For contributions to a traditional IRA, the amount you can deduct may be limited if you or your spouse is covered by a retirement plan at work and your income exceeds a certain level. In this case, the investor was unable to make deductible contributions to an IRA—but they were eligible to make Roth IRA contributions.

A Roth IRA allows contributions to be made after taxes have been paid. In retirement, or after age 59½, withdrawals of contributions and earnings are tax-free.2 A traditional IRA typically allows a tax deduction for the year the contribution is made, and earnings can grow tax-deferred. In retirement, withdrawals are taxed as income.

"When I told them the difference and explained how Roth IRAs work, they said, 'Oh my gosh, I should totally do that,'" says Davis.

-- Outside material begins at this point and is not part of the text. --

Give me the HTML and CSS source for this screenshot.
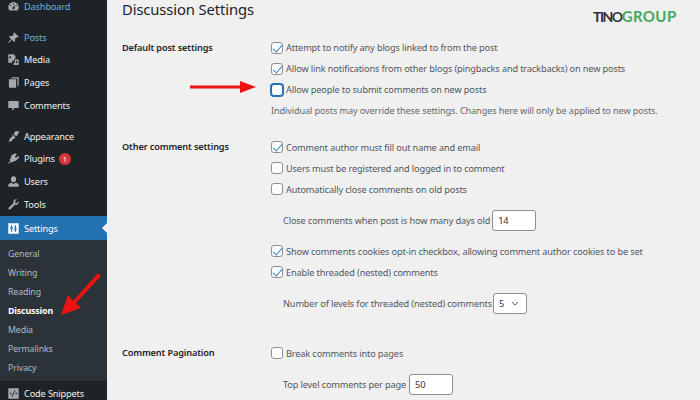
FILE: index.html
```html
<!DOCTYPE html>
<html lang="en">
<head>
<meta charset="utf-8">
<title>Discussion Settings</title>
<link rel="stylesheet" href="styles.css">
</head>
<body>
<div class="page">
  <nav class="side">
    <ul class="menu">
      <li class="item blue gap"><svg class="ico" viewBox="0 0 20 20"><path d="M10 3a8 8 0 0 0-8 8c0 2 .7 3.700 2 5h12c1.300-1.300 2-3 2-5a8 8 0 0 0-8-8zm0 2a1 1 0 1 1 0 2 1 1 0 0 1 0-2zM5.500 7a1 1 0 1 1 0 2 1 1 0 0 1 0-2zm9 0a1 1 0 1 1 0 2 1 1 0 0 1 0-2zM10 14.500a1.800 1.800 0 0 1-1-3.300L13 8l-1.500 4.700A1.800 1.800 0 0 1 10 14.500z"/></svg>Dashboard</li>
      <li class="item blue"><svg class="ico" viewBox="0 0 20 20"><path d="M11 2l7 7-1.500 1-1.500-.5-3 3 .5 3L11 17l-3.500-3.500L3 18l-1 0 0-1 4.500-4.500L3 9l1.500-1.500 3 .5 3-3L10 3.500z"/></svg>Posts</li>
      <li class="item"><svg class="ico" viewBox="0 0 20 20"><path d="M2 2h9v2h2v5h-2v3H8v3H2zm3 3a1.500 1.500 0 1 0 0 3 1.500 1.500 0 0 0 0-3zm7 5h6v7a2 2 0 1 1-2-2V12h-2v5a2 2 0 1 1-2-2z"/></svg>Media</li>
      <li class="item"><svg class="ico" viewBox="0 0 20 20"><path d="M7 2h11v13h-2V4H7zM3 5h11v13H3z"/></svg>Pages</li>
      <li class="item gap"><svg class="ico" viewBox="0 0 20 20"><path d="M3 3h14a1 1 0 0 1 1 1v9a1 1 0 0 1-1 1h-5l-4 4v-4H3a1 1 0 0 1-1-1V4a1 1 0 0 1 1-1z"/></svg>Comments</li>
      <li class="item"><svg class="ico" viewBox="0 0 20 20"><path d="M13 2l6-0-3 6-2 2-4-4zM8.500 7l4.500 4.500-2.500 2.500c-2 .5-2.500 1.500-3 3-.8 1-3.500 1-5.500.5 2-1 1.500-3 2.500-4.500 1-1.500 2.500-1.500 3.500-2.500-.5-1 .2-1.800.5-3.500z"/></svg>Appearance</li>
      <li class="item"><svg class="ico" viewBox="0 0 20 20"><path d="M13 2l2 2-3 3 2 2 3-3 2 2-3 3c-1 2-3 3-5 3l-3 2-2-1-3 3-1-1 3-3-1-2 2-3c0-2 1-4 3-5z"/></svg>Plugins<span class="badge">1</span></li>
      <li class="item"><svg class="ico" viewBox="0 0 20 20"><path d="M10 2a4 4 0 0 1 4 4v1a4 4 0 0 1-8 0V6a4 4 0 0 1 4-4zM7 12l3 2 3-2c3 .5 5 2 5 3.500V18H2v-2.500C2 14 4 12.500 7 12z"/></svg>Users</li>
      <li class="item"><svg class="ico" viewBox="0 0 20 20"><path d="M18 5l-3 3-2-.5L12.500 5l3-3c-2-.5-4 0-5 1.500-1 1.500-1 3-.5 4L2.500 15a1.800 1.800 0 0 0 2.500 2.500L12.500 10c1 .5 2.500.5 4-.5 1.500-1 2-3 1.500-4.500z"/></svg>Tools</li>
      <li class="item current"><svg class="ico" viewBox="0 0 20 20"><path fill-rule="evenodd" d="M2 2h16v16H2zm4 3v3H5v2h1v5h2v-5h1V8H8V5zm6 0v5h-1v2h1v3h2v-3h1v-2h-1V5z"/></svg>Settings</li>
      <li>
        <ul class="sub">
          <li class="sub-item">General</li>
          <li class="sub-item">Writing</li>
          <li class="sub-item">Reading</li>
          <li class="sub-item active">Discussion</li>
          <li class="sub-item">Media</li>
          <li class="sub-item">Permalinks</li>
          <li class="sub-item">Privacy</li>
        </ul>
      </li>
      <li class="item"><svg class="ico" viewBox="0 0 20 20"><path fill-rule="evenodd" d="M2 2h16v16H2zm9.500 3L7 15h1.500L13 5zM6.500 8L4 10l2.500 2zm7 0v4L16 10z"/></svg>Code Snippets</li>
    </ul>
  </nav>
  <main class="main">
    <h1 class="title">Discussion Settings</h1>

    <section class="group">
      <h2 class="label">Default post settings</h2>
      <div class="fields">
        <div class="opt"><span class="cb on"></span>Attempt to notify any blogs linked to from the post</div>
        <div class="opt"><span class="cb on"></span>Allow link notifications from other blogs (pingbacks and trackbacks) on new posts</div>
        <div class="opt"><span class="cb focus"></span>Allow people to submit comments on new posts</div>
        <div class="opt desc">Individual posts may override these settings. Changes here will only be applied to new posts.</div>
      </div>
    </section>

    <section class="group second">
      <h2 class="label">Other comment settings</h2>
      <div class="fields">
        <div class="opt"><span class="cb on"></span>Comment author must fill out name and email</div>
        <div class="opt"><span class="cb"></span>Users must be registered and logged in to comment</div>
        <div class="opt"><span class="cb"></span>Automatically close comments on old posts</div>
        <div class="opt subopt">Close comments when post is how many days old<span class="input days">14</span></div>
        <div class="opt"><span class="cb on"></span>Show comments cookies opt-in checkbox, allowing comment author cookies to be set</div>
        <div class="opt"><span class="cb on"></span>Enable threaded (nested) comments</div>
        <div class="opt subopt">Number of levels for threaded (nested) comments<span class="select">5<svg class="chev" viewBox="0 0 10 6"><path d="M1 1l4 4 4-4"/></svg></span></div>
      </div>
    </section>

    <section class="group third">
      <h2 class="label">Comment Pagination</h2>
      <div class="fields">
        <div class="opt"><span class="cb"></span>Break comments into pages</div>
        <div class="opt subopt">Top level comments per page<span class="input">50</span></div>
      </div>
    </section>
  </main>

  <div class="logo"><span class="tino">TINO</span><span class="grp">GROUP</span></div>

  <svg class="arrow arrow-a" viewBox="0 0 66 12"><path d="M0 4.500h50V0l16 6-16 6V7.500H0z"/></svg>
  <svg class="arrow arrow-b" viewBox="0 0 40 42"><path d="M37 0l3 3L15 30l5 5L0 42l7-20 5 6z"/></svg>
</div>
</body>
</html>
```
FILE: styles.css
```css
* { box-sizing: border-box; }
html, body { margin: 0; padding: 0; }
body {
  width: 700px;
  height: 400px;
  overflow: hidden;
  background: #f0f0f1;
  font-family: "Noto Sans", "Open Sans", sans-serif;
  font-size: 9.2px;
  letter-spacing: -0.14px;
  color: #50575e;
}
.page {
  position: relative;
  display: flex;
  width: 700px;
  height: 400px;
  overflow: hidden;
}
ul { list-style: none; margin: 0; padding: 0; }

/* sidebar */
.side {
  flex: 0 0 107px;
  background: #1d2327;
  color: #f0f0f1;
}
.menu { margin-top: -5.5px; }
.item {
  display: flex;
  align-items: center;
  height: 22.75px;
  padding: 1px 0 0 7px;
  gap: 4px;
  position: relative;
}
.item.gap { margin-bottom: 8px; }
.item.blue { color: #72aee6; }
.ico { width: 13px; height: 13px; fill: #a7aaad; flex: none; }
.item.current {
  height: 24px;
  background: #2271b1;
  color: #fff;
  margin-top: .5px;
}
.item.current .ico { fill: #fff; }
.item.current::after {
  content: "";
  position: absolute;
  right: 0;
  top: 7px;
  border: 5px solid transparent;
  border-right-color: #f0f0f1;
  border-left-width: 0;
}
.badge {
  width: 12px;
  height: 12px;
  border-radius: 50%;
  background: #d63638;
  color: #fff;
  font-size: 7.5px;
  line-height: 12px;
  text-align: center;
}
.sub {
  background: #2c3338;
  padding: 5px 0 3.5px;
  color: #b4b9be;
}
.sub-item {
  height: 19px;
  line-height: 19px;
  padding-left: 8px;
  font-size: 8.8px;
}
.sub-item.active { color: #fff; font-weight: 700; }

/* content */
.main { flex: 1; padding-left: 15px; }
.title {
  margin: 0 0 19px;
  font-size: 14.8px;
  letter-spacing: -0.12px;
  line-height: 18px;
  font-weight: 400;
  color: #1d2327;
}
.group { display: flex; }
.second { margin-top: 15.5px; }
.third { margin-top: 29px; }
.label {
  flex: 0 0 149px;
  margin: 0;
  font-size: 9.2px;
  line-height: 21px;
  font-weight: 600;
  color: #1d2327;
}
.second .label, .third .label { line-height: 19.5px; }
.fields { flex: 1; }
.opt {
  display: flex;
  align-items: center;
  height: 21px;
  white-space: nowrap;
}
.desc { color: #646970; }
.subopt { margin: 10px 0; padding-left: 12px; }
.subopt:last-child { margin-bottom: 0; }
.cb {
  width: 12px;
  height: 12px;
  margin-right: 3px;
  flex: none;
  background: #fff;
  border: 1px solid #8c8f94;
  border-radius: 3px;
  position: relative;
}
.cb.focus { border-color: #2271b1; box-shadow: 0 0 0 1px #2271b1; }
.cb.on::after {
  content: "";
  position: absolute;
  left: 3px;
  top: 0;
  width: 4px;
  height: 8px;
  border: solid #2f80d0;
  border-width: 0 1.5px 1.5px 0;
  transform: rotate(40deg);
}
.input, .select {
  display: flex;
  align-items: center;
  height: 21px;
  margin-left: 3px;
  background: #fff;
  border: 1px solid #8c8f94;
  border-radius: 3px;
  color: #2c3338;
  padding-left: 5px;
}
.input { width: 44px; }
.input.days { margin-left: 2px; }
.select { width: 34px; gap: 7px; margin-left: 1px; }
.chev { width: 8px; height: 5px; fill: none; stroke: #50575e; stroke-width: 1.2; }

/* overlays */
.logo {
  position: absolute;
  left: 593px;
  top: 6px;
  font-family: "Lato", sans-serif;
  line-height: 20px;
  font-weight: 700;
  white-space: nowrap;
}
.tino { color: #333; font-size: 14px; letter-spacing: -1.5px; }
.grp { color: #44a857; font-size: 15px; letter-spacing: .4px; }
.arrow { position: absolute; fill: #ee1111; }
.arrow-a { left: 190px; top: 81px; width: 66px; height: 12px; }
.arrow-b { left: 61px; top: 273px; width: 40px; height: 42px; }
```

Another way an advisor could help guide a decision like this is by talking about your saving and spending style. For people who are eligible to contribute to a Roth IRA or a deductible traditional IRA, it can make sense to think about which account allows them to save the most for retirement. For those who will save and invest the tax savings from a deductible contribution, a traditional IRA may be a good choice. People who may spend their savings could get a bigger benefit from saving in a Roth.

Read more in Viewpoints on Fidelity.com: Traditional or Roth account: 2 tips to choose

Implementing your plan: Take your first steps

The financial choices you make today can have lasting effects on your life. Speaking with a financial advisor can help you make those decisions more confidently and stay on the right track. When more questions come up or you're ready to take the next steps, a financial advisor is there to help you figure out where you want to go and how to get there.